Enhanced antitumor activity of combined pretargeted radioimmunotherapy and paclitaxel in medullary thyroid cancer xenograft.

A significant antitumor effect associated with moderate toxicity was obtained previously with anticarcinoembryonic antigen x antidiethylene-triaminepentaacetic acid (DTPA)-indium F6-734 bispecific antibody and iodine-131-labeled DTPA-indium bivalent hapten in an animal model of medullary thyroid cancer (MTC). The purpose of this study was to determine whether the cytotoxic agents doxorubicin and paclitaxel, also known as radiosensitizers, improve efficacy of pretargeted radioimmunotherapy (RIT) in experimental MTC. Nude mice bearing TT MTC xenograft were treated with F6-734 and iodine-131-labeled DTPA-indium bivalent hapten injected 48 h apart with or without doxorubicin or paclitaxel.
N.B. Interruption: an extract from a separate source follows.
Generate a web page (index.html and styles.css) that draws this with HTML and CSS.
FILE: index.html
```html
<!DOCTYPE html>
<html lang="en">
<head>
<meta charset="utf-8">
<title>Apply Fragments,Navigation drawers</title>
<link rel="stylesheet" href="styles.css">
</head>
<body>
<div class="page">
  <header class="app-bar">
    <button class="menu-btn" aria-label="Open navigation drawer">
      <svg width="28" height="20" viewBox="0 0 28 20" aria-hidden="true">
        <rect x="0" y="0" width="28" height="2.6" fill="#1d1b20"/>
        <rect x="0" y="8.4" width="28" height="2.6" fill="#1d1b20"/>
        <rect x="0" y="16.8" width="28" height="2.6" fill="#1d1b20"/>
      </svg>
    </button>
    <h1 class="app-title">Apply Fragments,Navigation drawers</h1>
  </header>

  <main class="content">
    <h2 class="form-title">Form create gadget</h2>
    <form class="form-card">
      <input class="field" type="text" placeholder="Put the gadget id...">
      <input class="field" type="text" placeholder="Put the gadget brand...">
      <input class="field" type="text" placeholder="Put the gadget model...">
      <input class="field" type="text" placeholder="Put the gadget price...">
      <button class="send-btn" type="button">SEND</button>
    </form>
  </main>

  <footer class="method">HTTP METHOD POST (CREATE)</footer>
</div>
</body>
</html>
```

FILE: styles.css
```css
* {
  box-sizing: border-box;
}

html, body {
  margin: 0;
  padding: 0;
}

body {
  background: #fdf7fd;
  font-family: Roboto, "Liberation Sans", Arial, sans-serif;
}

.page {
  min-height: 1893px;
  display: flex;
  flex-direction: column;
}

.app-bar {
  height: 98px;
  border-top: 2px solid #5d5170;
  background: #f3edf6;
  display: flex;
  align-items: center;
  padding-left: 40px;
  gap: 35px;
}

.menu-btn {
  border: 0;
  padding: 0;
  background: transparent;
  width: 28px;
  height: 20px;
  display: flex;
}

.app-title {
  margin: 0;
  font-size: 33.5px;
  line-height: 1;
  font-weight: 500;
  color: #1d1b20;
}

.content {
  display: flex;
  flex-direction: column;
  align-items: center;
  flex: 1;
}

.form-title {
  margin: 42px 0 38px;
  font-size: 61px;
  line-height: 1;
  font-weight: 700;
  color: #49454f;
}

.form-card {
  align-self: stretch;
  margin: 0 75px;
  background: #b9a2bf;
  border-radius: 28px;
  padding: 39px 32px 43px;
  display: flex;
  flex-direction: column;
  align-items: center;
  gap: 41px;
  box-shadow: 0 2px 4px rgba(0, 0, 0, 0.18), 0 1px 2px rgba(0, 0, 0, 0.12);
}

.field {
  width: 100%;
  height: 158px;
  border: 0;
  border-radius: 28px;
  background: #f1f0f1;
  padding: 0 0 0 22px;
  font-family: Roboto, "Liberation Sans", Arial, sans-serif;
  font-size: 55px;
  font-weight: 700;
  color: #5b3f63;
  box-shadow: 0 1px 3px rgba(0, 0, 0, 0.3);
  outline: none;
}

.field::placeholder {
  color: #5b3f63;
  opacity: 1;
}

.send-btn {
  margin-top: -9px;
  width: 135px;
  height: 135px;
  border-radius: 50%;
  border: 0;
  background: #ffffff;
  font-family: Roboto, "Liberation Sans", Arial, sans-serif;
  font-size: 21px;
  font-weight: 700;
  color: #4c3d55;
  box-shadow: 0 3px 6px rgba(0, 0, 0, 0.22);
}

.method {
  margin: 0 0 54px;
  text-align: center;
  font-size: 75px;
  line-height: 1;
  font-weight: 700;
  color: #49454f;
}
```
The maximum tolerated dose (MTD) of RIT was 92.5 MBq (as determined previously) and that of doxorubicin and paclitaxel 200 and 1000 micrograms, respectively. A control group received no treatment. Animal weight, hematotoxicity, tumor volume, and serum calcitonin were monitored for 5 months. Tumor growth inhibition induced by drugs alone, RIT alone, or combined therapy was characterized by measuring relative tumor volume 20, 40, and 60 days after treatment to detect additivity or synergism. Mean tumor volume doubling time (MTVDT) was 13 +/- 4 days in the control group, 15 +/- 8 days in the group treated with the MTD of doxorubicin, and 32 +/- 13 days in the group treated with the MTD of paclitaxel. After RIT alone at 92.5 MBq, MTVDT was 86 +/- 22 days. After RIT at 74 MBq (80% of MTD), MTVDT was 56 +/- 10 days. MTVDT was not significantly different from this value after RIT plus doxorubicin, 60 +/- 16 days (65 and 100% of the respective single-agent MTDs). Combination of RIT with paclitaxel (65 and 100% of the respective single-agent MTDs) prolonged the suppression of tumor growth. One complete response was observed, and MTVDT was 114 +/- 44 days. This value was significantly longer than the value obtained with RIT alone at 74 MBq (P < 0.05) or with RIT combined with doxorubicin (P < 0.02). The change in serum calcitonin levels paralleled those in tumor volume. Analysis of dose-response curves at days 20 and 40 showed additivity between RIT and paclitaxel, and analysis at day 60 suggested a synergistic effect. In conclusion, addition of doxorubicin did not improve RIT efficacy, whereas paclitaxel improved RIT efficacy significantly without increasing toxicity.